'''
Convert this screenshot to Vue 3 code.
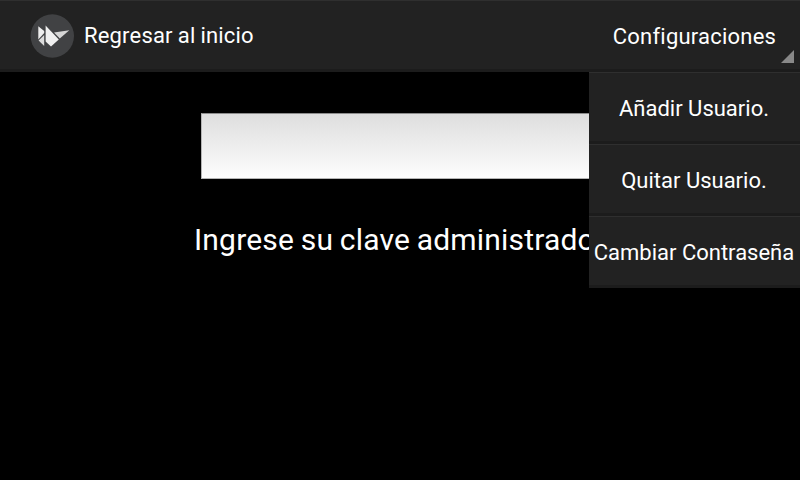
<script setup>
const options = ['Añadir Usuario.', 'Quitar Usuario.', 'Cambiar Contraseña']
</script>

<template>
  <div class="screen">
    <header class="bar">
      <div class="previous">
        <svg class="logo" width="44" height="44" viewBox="0 0 44 44">
          <circle cx="22.3" cy="22" r="21.7" fill="#414244" />
          <path d="M8.3 12.2L14.2 17V19L8.3 25.5Z" fill="#eeeeee" />
          <path d="M14.2 21V32L8.6 26.5Z" fill="#dcdcdc" />
          <path d="M15.6 11.5L28.8 25.5L21 32.4L15.6 27.5Z" fill="#f0f0f0" />
          <path d="M24 18.6L39.3 16.2L29.8 24.4Z" fill="#d6d6d6" />
        </svg>
        <span class="title">Regresar al inicio</span>
      </div>
      <button class="settings">
        <span>Configuraciones</span>
        <svg class="corner" width="13" height="13" viewBox="0 0 13 13">
          <path d="M13 0V13H0Z" fill="#888" />
        </svg>
      </button>
    </header>
    <main class="content">
      <div class="field"></div>
      <p class="hint">Ingrese su clave administrador</p>
    </main>
    <nav class="menu">
      <button v-for="option in options" :key="option" class="option"><span>{{ option }}</span></button>
    </nav>
  </div>
</template>

<style>
body { background: #000; }
</style>

<style scoped>
.screen {
  position: relative;
  width: 800px;
  height: 480px;
  overflow: hidden;
  background: #000;
  color: #fff;
  font-family: Roboto, sans-serif;
  font-size: 22px;
}
.bar, .option {
  box-sizing: border-box;
  height: 72px;
  background: linear-gradient(#2f2f2f 0 1px, #222 1px 69px, #1c1c1c 69px);
}
.bar { display: flex; justify-content: space-between; }
.previous { display: flex; align-items: center; gap: 10px; padding-left: 30px; }
.logo { display: block; }
.title { line-height: 26px; letter-spacing: 0.18px; word-spacing: -0.6px; }
button {
  border: 0;
  margin: 0;
  padding: 0;
  color: inherit;
  font: inherit;
  white-space: nowrap;
}
.settings {
  position: relative;
  width: 211px;
  background: none;
  letter-spacing: 0.22px;
}
.corner { position: absolute; right: 6px; bottom: 9px; }
.content { padding: 41px 0 0 201px; }
.field {
  box-sizing: border-box;
  width: 400px;
  height: 66px;
  border: 1px solid #b4b4b4;
  border-top-color: #8c8c8c;
  background: linear-gradient(#dedede, #fdfdfd);
}
.hint {
  margin: 43px 0 0 -7px;
  font-size: 30px;
  line-height: 36px;
  letter-spacing: 0.19px;
  word-spacing: -1px;
  white-space: nowrap;
}
.menu {
  position: absolute;
  top: 72px;
  right: 0;
  display: flex;
  flex-direction: column;
  width: 211px;
}
.option { padding-right: 1px; letter-spacing: 0; }
</style>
'''
Transcribe all of the material exactly, leaving out whatever pictures it contains.

Convert this screenshot to Vue 3 code.
<script setup>
const options = ['Añadir Usuario.', 'Quitar Usuario.', 'Cambiar Contraseña']
</script>

<template>
  <div class="screen">
    <header class="bar">
      <div class="previous">
        <svg class="logo" width="44" height="44" viewBox="0 0 44 44">
          <circle cx="22.3" cy="22" r="21.7" fill="#414244" />
          <path d="M8.3 12.2L14.2 17V19L8.3 25.5Z" fill="#eeeeee" />
          <path d="M14.2 21V32L8.6 26.5Z" fill="#dcdcdc" />
          <path d="M15.6 11.5L28.8 25.5L21 32.4L15.6 27.5Z" fill="#f0f0f0" />
          <path d="M24 18.6L39.3 16.2L29.8 24.4Z" fill="#d6d6d6" />
        </svg>
        <span class="title">Regresar al inicio</span>
      </div>
      <button class="settings">
        <span>Configuraciones</span>
        <svg class="corner" width="13" height="13" viewBox="0 0 13 13">
          <path d="M13 0V13H0Z" fill="#888" />
        </svg>
      </button>
    </header>
    <main class="content">
      <div class="field"></div>
      <p class="hint">Ingrese su clave administrador</p>
    </main>
    <nav class="menu">
      <button v-for="option in options" :key="option" class="option"><span>{{ option }}</span></button>
    </nav>
  </div>
</template>

<style>
body { background: #000; }
</style>

<style scoped>
.screen {
  position: relative;
  width: 800px;
  height: 480px;
  overflow: hidden;
  background: #000;
  color: #fff;
  font-family: Roboto, sans-serif;
  font-size: 22px;
}
.bar, .option {
  box-sizing: border-box;
  height: 72px;
  background: linear-gradient(#2f2f2f 0 1px, #222 1px 69px, #1c1c1c 69px);
}
.bar { display: flex; justify-content: space-between; }
.previous { display: flex; align-items: center; gap: 10px; padding-left: 30px; }
.logo { display: block; }
.title { line-height: 26px; letter-spacing: 0.18px; word-spacing: -0.6px; }
button {
  border: 0;
  margin: 0;
  padding: 0;
  color: inherit;
  font: inherit;
  white-space: nowrap;
}
.settings {
  position: relative;
  width: 211px;
  background: none;
  letter-spacing: 0.22px;
}
.corner { position: absolute; right: 6px; bottom: 9px; }
.content { padding: 41px 0 0 201px; }
.field {
  box-sizing: border-box;
  width: 400px;
  height: 66px;
  border: 1px solid #b4b4b4;
  border-top-color: #8c8c8c;
  background: linear-gradient(#dedede, #fdfdfd);
}
.hint {
  margin: 43px 0 0 -7px;
  font-size: 30px;
  line-height: 36px;
  letter-spacing: 0.19px;
  word-spacing: -1px;
  white-space: nowrap;
}
.menu {
  position: absolute;
  top: 72px;
  right: 0;
  display: flex;
  flex-direction: column;
  width: 211px;
}
.option { padding-right: 1px; letter-spacing: 0; }
</style>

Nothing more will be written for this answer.